Os doy las gracias por esta acogida y los testimonios. Y os pido que recéis por mí. Os pido que recéis por los jóvenes: hoy es el primer día de primavera, el día de la esperanza, el día de los jóvenes. Tal vez cada primavera se retoma el camino de la juventud, se florece otra vez. A los jóvenes repito: no perdáis la esperanza de seguir siempre adelante. A los ancianos: llevad hacia delante la sabiduría de la vida; los ancianos son como el buen vino cuando envejece. Y el buen vino tiene algo bueno que sirve tanto a los jóvenes como a los ancianos.

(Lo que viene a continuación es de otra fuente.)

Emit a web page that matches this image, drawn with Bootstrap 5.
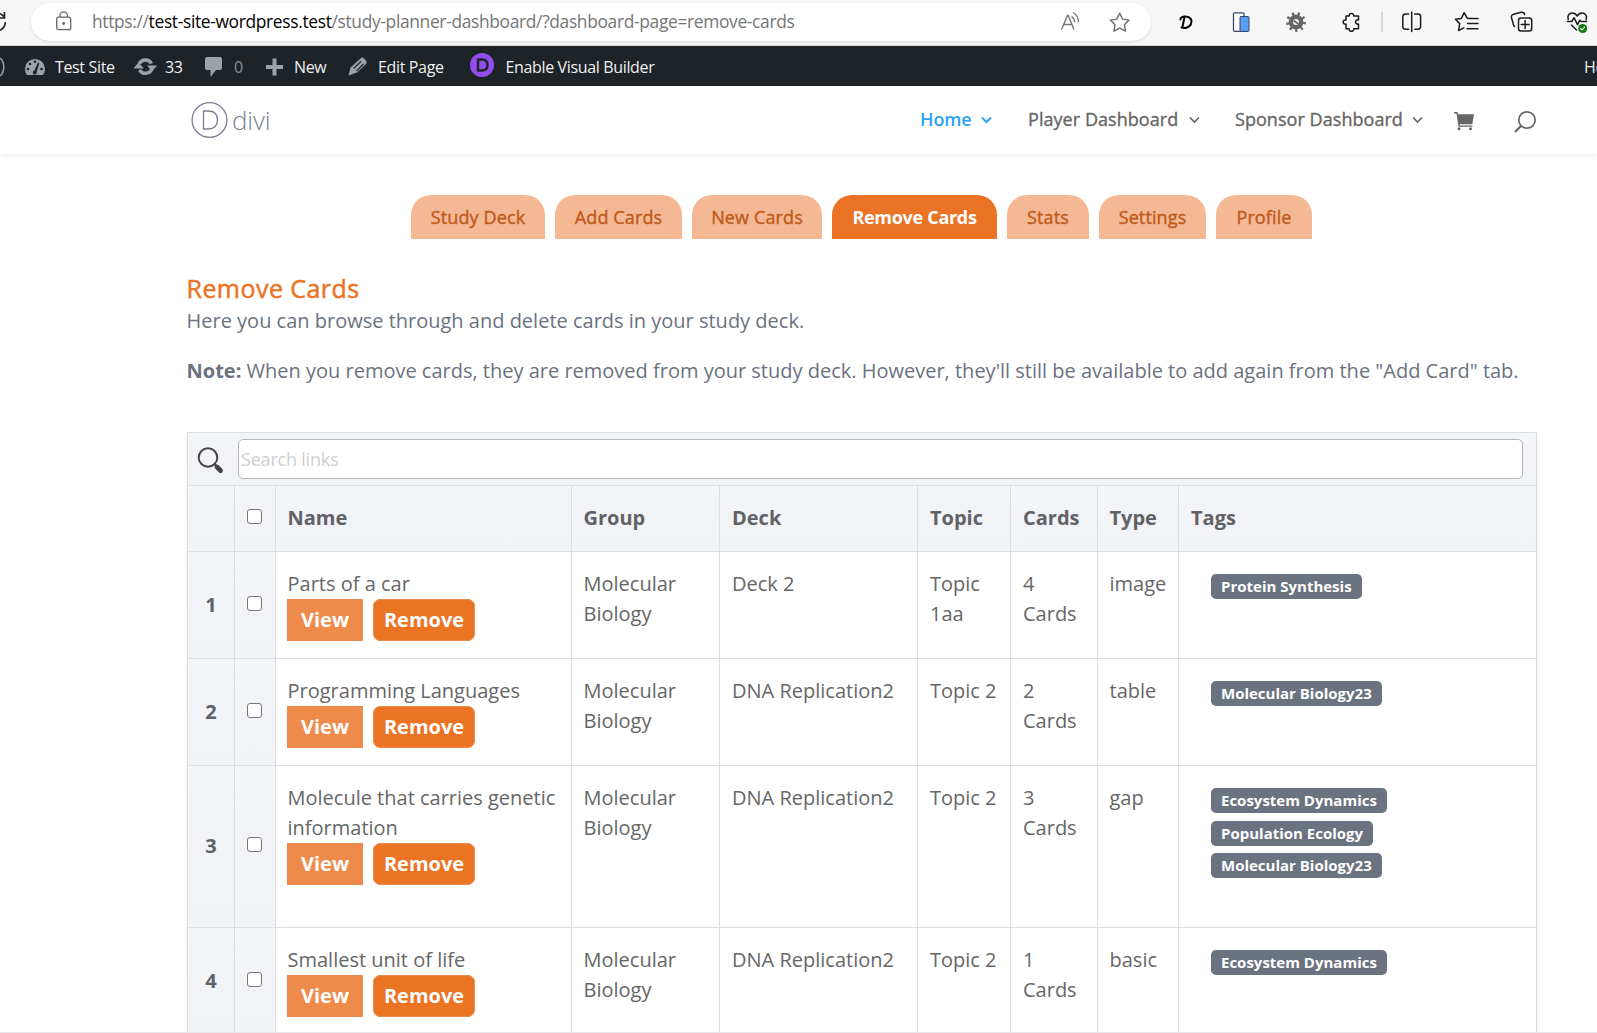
<!DOCTYPE html>
<html lang="en">
<head>
<meta charset="utf-8">
<title>Remove Cards</title>
<link href="https://cdn.jsdelivr.net/npm/bootstrap@5.3.0/dist/css/bootstrap.min.css" rel="stylesheet">
<style>
html,body{height:100%;overflow:hidden}
body{font-family:"Open Sans",sans-serif;color:#666;background:#fff}
svg{display:block;flex:none;overflow:visible}
.page{height:100vh;overflow:hidden;border-bottom:1px solid #e9e9eb}
/* browser toolbar */
.toolbar{height:46px;background:#f7f7f7;border-bottom:1px solid #d5d5d5;padding-top:3px;flex:none}
.reload{width:31px}
.address{width:1120px;height:38px;border-radius:19px;background:#fff;box-shadow:0 1px 3px rgba(0,0,0,.12);padding-left:25px}
.lock{margin-bottom:2px}
.url{font-size:17.4px;color:#767676;width:968px;margin-left:20px;letter-spacing:-.34px;line-height:36px;padding-bottom:2px}
.url b{font-weight:400;color:#000}
/* admin bar */
.adminbar{height:40px;background:#1d2327;color:#f0f0f1;font-size:16px;letter-spacing:-.35px;line-height:40px;flex:none}
.adminbar svg{fill:#9ca2a7}
.slot{display:flex;align-items:center;flex:none;white-space:nowrap;padding-top:1px}
.slot i{flex:none;font-style:normal}
.slot .muted-count{color:#8b9095}
.w-wp{width:24px}.w-site{width:110px}.w-upd{width:71px}.w-com{width:61px}.w-new{width:82px}.w-edit{width:122px}.w-divi{width:1114px}
.i-28{width:28px}.i-29{width:29px}.i-30{width:30px}.i-31{width:31px}.i-36{width:35.5px}
.divi-dot{margin-bottom:3px}
/* site header */
.sitehead{height:68px;box-shadow:0 1px 6px rgba(0,0,0,.09);padding-left:191px;flex:none}
.brand{width:729px;color:#7b7f92}
.brand-text{font-size:26px;font-weight:300;margin-left:4px;line-height:36px;letter-spacing:-.2px}
.menu{padding-bottom:2px}
.menu a{color:#666;font-size:18px;letter-spacing:.05px;-webkit-text-stroke:.35px currentColor;text-decoration:none;white-space:nowrap}
.menu a.now{color:#2ea3f2;font-weight:600;letter-spacing:-.15px;-webkit-text-stroke:0}
.m-home{width:108px}.m-home span{width:61px}
.m-player{width:207px}.m-player span{width:160.500px}
.m-sponsor{width:219px}.m-sponsor span{width:176.500px}
.cart{margin-top:2px}
.find{margin:3px 0 0 38.500px}
/* tabs */
.tabs{gap:10px;margin:41px 0 0 411px}
.tab-pill{height:44px;background:#f4b994;color:#c05a1c;border-radius:20px 20px 0 0;font-size:18px;letter-spacing:.12px;-webkit-text-stroke:.4px currentColor;text-align:center;line-height:44px;text-decoration:none;white-space:nowrap}
.tab-pill.now{background:#ea7326;color:#fff;font-weight:700;letter-spacing:-.3px;-webkit-text-stroke:0}
.t-134{width:134px}.t-127{width:127px}.t-130{width:130px}.t-165{width:165px}.t-82{width:82px}.t-107{width:107px}.t-96{width:96px}
/* content */
.content{margin:32px 0 0 187px;width:1350px;color:#6b7280;font-size:20px;line-height:30px}
.content h1{font-size:25px;font-weight:400;letter-spacing:.45px;-webkit-text-stroke:.5px currentColor;color:#eb7324;line-height:34px;margin:0 0 1px -.5px}
.content p{margin:0 0 20px -.5px;white-space:nowrap}
.cards{width:1350px;table-layout:fixed;border-collapse:separate;border-spacing:0;border-left:1px solid #dcdee6;border-top:1px solid #dcdee6;margin-top:46px;color:#666;box-shadow:0 2px 4px rgba(0,0,0,.08)}
.cards td,.cards th{border-right:1px solid #dcdee6;border-bottom:1px solid #dcdee6;padding:17px 0 0 11.5px;vertical-align:top}
.cards .tint,.cards thead th,.cards thead td{background:linear-gradient(#f4f5f9,#f1f2f6)}
.cards thead th{vertical-align:middle;padding:0 0 1px 11.5px;height:66px;color:#606266}
.cards tr>:nth-child(5),.cards tr>:nth-child(6),.cards tr>:nth-child(7),.cards thead th:nth-child(9){padding-left:12px}
.cards .num{text-align:center;vertical-align:middle;font-weight:700;padding:0 0 1px;color:#606266}
.cards .pick,.cards thead th.pick{vertical-align:middle;padding:0 0 4px 12px}
.cards .searchcell{height:53px;padding:0;vertical-align:middle}
.c-num{width:47px}.c-pick{width:41px}.c-name{width:296px}.c-group{width:148px}.c-deck{width:198px}.c-topic{width:93px}.c-cards{width:87px}.c-type{width:81px}.c-tags{width:358px}
.h-std{height:107px}.h-tall{height:162px}
.tick{appearance:none;width:15px;height:15px;border:1.3px solid #767676;border-radius:3px;background:#fff;display:block;margin:0}
.searchbox{width:1285px;height:40px;border:1px solid #b4b6b8;border-radius:5px;font-size:18px;letter-spacing:-.2px;padding:0 2px;background:#fff;margin-left:13px}
.searchbox::placeholder{color:#cfcfcf;opacity:1}
.glass{margin-top:1px}
.act{height:42px;border:1px solid #ee8b4b;color:#fff;font-weight:700;font-size:20px;line-height:40px;padding:0;background:#ee8b4b;border-radius:0;margin-left:-.5px;width:76px;display:block}
.act.kill{background:#eb7324;border-radius:7px;width:102px;margin-left:10px}
.tags{padding:5px 0 0 20.5px}
.tag{display:table;height:25px;background:#6b7280;color:#fff;border-radius:5px;font-size:15px;font-weight:700;line-height:25px;padding:0 10px;margin-bottom:7.5px}
</style>
</head>
<body>
<div class="page d-flex flex-column">
<div class="toolbar d-flex">
 <div class="reload"><svg width="31" height="38" fill="none" stroke="#222" stroke-width="1.6"><path d="M-6 11.500C-2 9 3 11 4.500 15M4.500 9v6H-1M5.300 19c0 4-2 7-6 8.500"/></svg></div>
 <div class="address d-flex align-items-center">
  <svg class="lock" width="16" height="20" fill="none" stroke="#666" stroke-width="1.3"><rect x=".7" y="6.200" width="14" height="12.500" rx="2"/><path d="M4 6V4.500a3.700 3.700 0 0 1 7.400 0V6"/><circle cx="7.700" cy="12.500" r=".8" fill="#666"/></svg>
  <div class="url text-nowrap">https://<b>test-site-wordpress.test</b>/study-planner-dashboard/?dashboard-page=remove-cards</div>
  <svg width="50" height="20" fill="none" stroke="#707070" stroke-width="1.3"><path d="M1.500 17.500 7.500 3.500h.7L14 17.500M3.800 12.500h8M11.500 4.500c2 1.200 3 3 3.200 5.500M13 .5c3.500 2 5.200 5 5.500 9.500"/></svg>
 </div>
 <svg width="446" height="38" fill="none" stroke="#1c1c1c" stroke-width="1.5" stroke-linejoin="round" stroke-linecap="round">
  <path stroke="#6c6c6c" stroke-width="1.400" d="M-31.300 10.200l2.900 5.900 6.500 1-4.700 4.600 1.100 6.400-5.800-3-5.800 3 1.100-6.400-4.700-4.600 6.500-1z"/>
  <path stroke="#000" stroke-width="2" d="M33.500 14c-1 5-1.500 8-2.300 10.500M29.500 16.500c-.5-2 2.500-3.500 5.500-3 5 .5 6.500 4 5 7.500-1.500 3.500-6 4.500-9.500 3.500"/>
  <rect x="82.500" y="9.800" width="10.500" height="18.500" rx="1.200" fill="#fff" stroke="#384668" stroke-width="1.300"/><rect x="89" y="13.500" width="9" height="15" rx="1" fill="#5a9df5" stroke="#384668" stroke-width="1"/>
  <g transform="translate(145 19)" stroke-linecap="butt"><circle r="5.200" stroke="#666" stroke-width="4.400"/><circle r="8.300" stroke="#666" stroke-width="3.200" stroke-dasharray="2.200 3.593"/><path d="M-2.500-1.500L2.500 2" stroke="#666" stroke-width="1.800"/></g>
  <path d="M195 13h3.200c-.5-3.500 5-3.500 4.500 0h4.800v3.900c-4-.8-4 5 0 4.200v4.700h-4.800c.5 3.400-5 3.400-4.500 0H195v-4.700c-3.800.8-3.800-4.900 0-4.100z"/>
  <path stroke="#cbcbcb" stroke-linecap="butt" d="M231 9v20"/>
  <path d="M257.700 11h-3.200q-2.700 0-2.700 2.700v9.800q0 2.700 2.700 2.700h3.200M263.700 11h3.200q2.700 0 2.700 2.700v9.800q0 2.700-2.700 2.700h-3.200M260.700 9v19.500"/>
  <path d="M319 15.500l-2.800-.3-3-5.500-2.800 5.700-6 .9 4.300 4.300-1.200 7 5.400-2.800M319.500 15.500h7.500M316.500 20.500h10.500M316 25.800h11"/>
  <path d="M363.500 23.500q-.8-.5-1.100-2l-1.800-6.500q-.8-3 2-3.700l7.500-2q2.800-.6 3.500 2.200M370 15h8.200q2.500 0 2.500 2.500v8q0 2.500-2.500 2.500H370q-2.500 0-2.500-2.500v-8q0-2.500 2.500-2.500M374.100 17.500v8M370.100 21.500h8"/>
  <path d="M417.300 16.500c-1.300-3.500.7-6.500 4-6.500 2.300 0 3.800 1.100 4.900 3 1.100-1.900 2.600-3 4.900-3 3.300 0 5.300 3 4 6.500M416.500 18.500h4.300l2.200-3.800 3.500 7 2.300-4.500 1.200 1.300h5.500M420.500 22l5 5"/><circle cx="431.700" cy="25.500" r="4.500" fill="#107c10" stroke="none"/><path stroke="#fff" stroke-width="1.100" d="M429.700 25.500l1.500 1.500 2.500-3"/>
 </svg>
</div>

<div class="adminbar d-flex">
 <div class="slot w-wp"><svg width="6" height="20"><path d="M0 1c5 4 5 14 0 18" fill="none" stroke="#9ca2a7" stroke-width="1.500"/></svg></div>
 <div class="slot w-site"><i class="i-31"><svg width="22" height="20"><path d="M3 18A10 10 0 1 1 19 18z"/><g fill="#1d2327"><circle cx="4" cy="12" r="1.300"/><circle cx="6" cy="7" r="1.300"/><circle cx="11" cy="4.700" r="1.300"/><circle cx="17.500" cy="12" r="1.300"/><path d="M14.100 5.500l1.300.8-2.700 8.500a2 2 0 1 1-2.400-1.200z"/></g></svg></i>Test Site</div>
 <div class="slot w-upd"><i class="i-31"><svg width="24" height="20"><g fill="none" stroke="#9ca2a7" stroke-width="3.400"><path d="M5.300 6.700A7 7 0 0 1 17.500 6.500M17.700 12.500A7 7 0 0 1 5.500 13"/></g><path d="M-.5 11.500l5-6 5.500 6zM13 8.500h10l-5 6z"/></svg></i>33</div>
 <div class="slot w-com"><i class="i-29"><svg width="18" height="22"><path d="M2 1h13q2 0 2 2v9q0 2-2 2h-4l-5.500 7v-7H2q-2 0-2-2V3q0-2 2-2z"/></svg></i><span class="muted-count">0</span></div>
 <div class="slot w-new"><i class="i-28"><svg width="17" height="18"><path d="M6.500 .5h4v6.500H17v4h-6.500v6.500h-4v-6.500H0V7h6.500z"/></svg></i>New</div>
 <div class="slot w-edit"><i class="i-30"><svg width="19" height="20"><path d="M12 2q2-2.500 4-.5l2 2q1.500 1.500 0 3.500L9 15.500 .5 18.500l2-8z"/><path d="M5.500 11.500l7.500-7M8.500 14l7-7" stroke="#1d2327" stroke-width="1.100"/></svg></i>Edit Page</div>
 <div class="slot w-divi"><i class="i-36"><svg class="divi-dot" width="24" height="24"><circle cx="12" cy="12" r="12" fill="#934cf0"/><path d="M8 6.500h4q5.500 0 5.500 5.500T12 17.500H8z" fill="none" stroke="#1d2327" stroke-width="2.400"/></svg></i>Enable Visual Builder</div>
 <div class="slot">Howdy</div>
</div>

<div class="sitehead d-flex align-items-center">
 <div class="brand d-flex align-items-center"><svg width="37" height="36" fill="none" stroke="#7b7f92" stroke-width="1.300"><circle cx="18.500" cy="18" r="17.400"/><path d="M12.500 9h4.500c6.500 0 9.500 3.700 9.500 9s-3 9-9.500 9h-4.500z"/></svg><span class="brand-text">divi</span></div>
 <nav class="menu d-flex align-items-center">
  <a class="now m-home d-flex align-items-center" href="#"><span>Home</span><svg width="11" height="7" fill="none" stroke="currentColor" stroke-width="2"><path d="M1 1.500l4.500 4.500L10 1.500"/></svg></a>
  <a class="m-player d-flex align-items-center" href="#"><span>Player Dashboard</span><svg width="11" height="7" fill="none" stroke="currentColor" stroke-width="1.700"><path d="M1 1.500l4.500 4.500L10 1.500"/></svg></a>
  <a class="m-sponsor d-flex align-items-center" href="#"><span>Sponsor Dashboard</span><svg width="11" height="7" fill="none" stroke="currentColor" stroke-width="1.700"><path d="M1 1.500l4.500 4.500L10 1.500"/></svg></a>
 </nav>
 <svg class="cart" width="21" height="19" fill="#666"><path d="M0 0h3.300l1 2.300H20L18.300 12.200H5.500L5.800 13.400H18.500V14.800H4.500L2.500 1.500H0z"/><circle cx="5" cy="16.700" r="1.500"/><circle cx="16.500" cy="16.700" r="1.500"/></svg>
 <svg class="find" width="22" height="22" fill="none" stroke="#666" stroke-width="1.700"><circle cx="13" cy="9" r="8.200"/><path d="M7 15L1 21" stroke-width="2.200"/></svg>
</div>

<div class="tabs d-flex">
 <a class="tab-pill t-134">Study Deck</a><a class="tab-pill t-127">Add Cards</a><a class="tab-pill t-130">New Cards</a><a class="tab-pill now t-165">Remove Cards</a><a class="tab-pill t-82">Stats</a><a class="tab-pill t-107">Settings</a><a class="tab-pill t-96">Profile</a>
</div>

<div class="content">
 <h1>Remove Cards</h1>
 <p>Here you can browse through and delete cards in your study deck.</p>
 <p><strong>Note:</strong> When you remove cards, they are removed from your study deck. However, they'll still be available to add again from the "Add Card" tab.</p>
 <table class="cards">
  <colgroup><col class="c-num"><col class="c-pick"><col class="c-name"><col class="c-group"><col class="c-deck"><col class="c-topic"><col class="c-cards"><col class="c-type"><col class="c-tags"></colgroup>
  <thead>
   <tr><td colspan="9" class="searchcell"><div class="d-flex align-items-center ps-2"><svg class="glass" width="29" height="28" fill="none" stroke="#444"><circle cx="12" cy="11.500" r="9.300" stroke-width="2"/><path d="M18.500 18l2.500 2.500" stroke-width="2"/><path d="M21 21l3.500 3.500" stroke-width="4.800" stroke-linecap="round"/></svg><input class="searchbox" placeholder="Search links"></div></td></tr>
   <tr><th></th><th class="pick"><input type="checkbox" class="tick"></th><th>Name</th><th>Group</th><th>Deck</th><th>Topic</th><th>Cards</th><th>Type</th><th>Tags</th></tr>
  </thead>
  <tbody>
   <tr class="h-std"><td class="num tint">1</td><td class="pick tint"><input type="checkbox" class="tick"></td><td>Parts of a car<div class="d-flex"><button class="act btn">View</button><button class="act kill btn">Remove</button></div></td><td>Molecular<br>Biology</td><td>Deck 2</td><td>Topic<br>1aa</td><td>4<br>Cards</td><td>image</td><td><div class="tags"><span class="tag">Protein Synthesis</span></div></td></tr>
   <tr class="h-std"><td class="num tint">2</td><td class="pick tint"><input type="checkbox" class="tick"></td><td>Programming Languages<div class="d-flex"><button class="act btn">View</button><button class="act kill btn">Remove</button></div></td><td>Molecular<br>Biology</td><td>DNA Replication2</td><td>Topic 2</td><td>2<br>Cards</td><td>table</td><td><div class="tags"><span class="tag">Molecular Biology23</span></div></td></tr>
   <tr class="h-tall"><td class="num tint">3</td><td class="pick tint"><input type="checkbox" class="tick"></td><td>Molecule that carries genetic<br>information<div class="d-flex"><button class="act btn">View</button><button class="act kill btn">Remove</button></div></td><td>Molecular<br>Biology</td><td>DNA Replication2</td><td>Topic 2</td><td>3<br>Cards</td><td>gap</td><td><div class="tags"><span class="tag">Ecosystem Dynamics</span><span class="tag">Population Ecology</span><span class="tag">Molecular Biology23</span></div></td></tr>
   <tr class="h-std"><td class="num tint">4</td><td class="pick tint"><input type="checkbox" class="tick"></td><td>Smallest unit of life<div class="d-flex"><button class="act btn">View</button><button class="act kill btn">Remove</button></div></td><td>Molecular<br>Biology</td><td>DNA Replication2</td><td>Topic 2</td><td>1<br>Cards</td><td>basic</td><td><div class="tags"><span class="tag">Ecosystem Dynamics</span></div></td></tr>
  </tbody>
 </table>
</div>
</div>
<script src="https://cdn.jsdelivr.net/npm/bootstrap@5.3.0/dist/js/bootstrap.bundle.min.js"></script>
</body>
</html>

Jóvenes y ancianos juntos: los jóvenes tienen la fuerza, los ancianos la memoria y la sabiduría. Un pueblo que no atiende a los jóvenes, que los deja sin trabajo, desocupados, y que no cuida a los ancianos, no tiene futuro. Si queremos que nuestro pueblo tenga futuro, tenemos que cuidar a los jóvenes buscando para ellos trabajo, buscando para ellos vías de salida de esta crisis, dándoles valores con la educación; y tenemos que cuidar a los ancianos que son quienes traen la sabiduría de la vida. Ahora recemos a la Virgen y a san José para que protejan a los jóvenes, a los ancianos y a las familias: [Ave María...] Ahora me despido de Nápoles porque regreso a Roma. Os deseo lo mejor y «‘ca Maronna v’accumpagne!».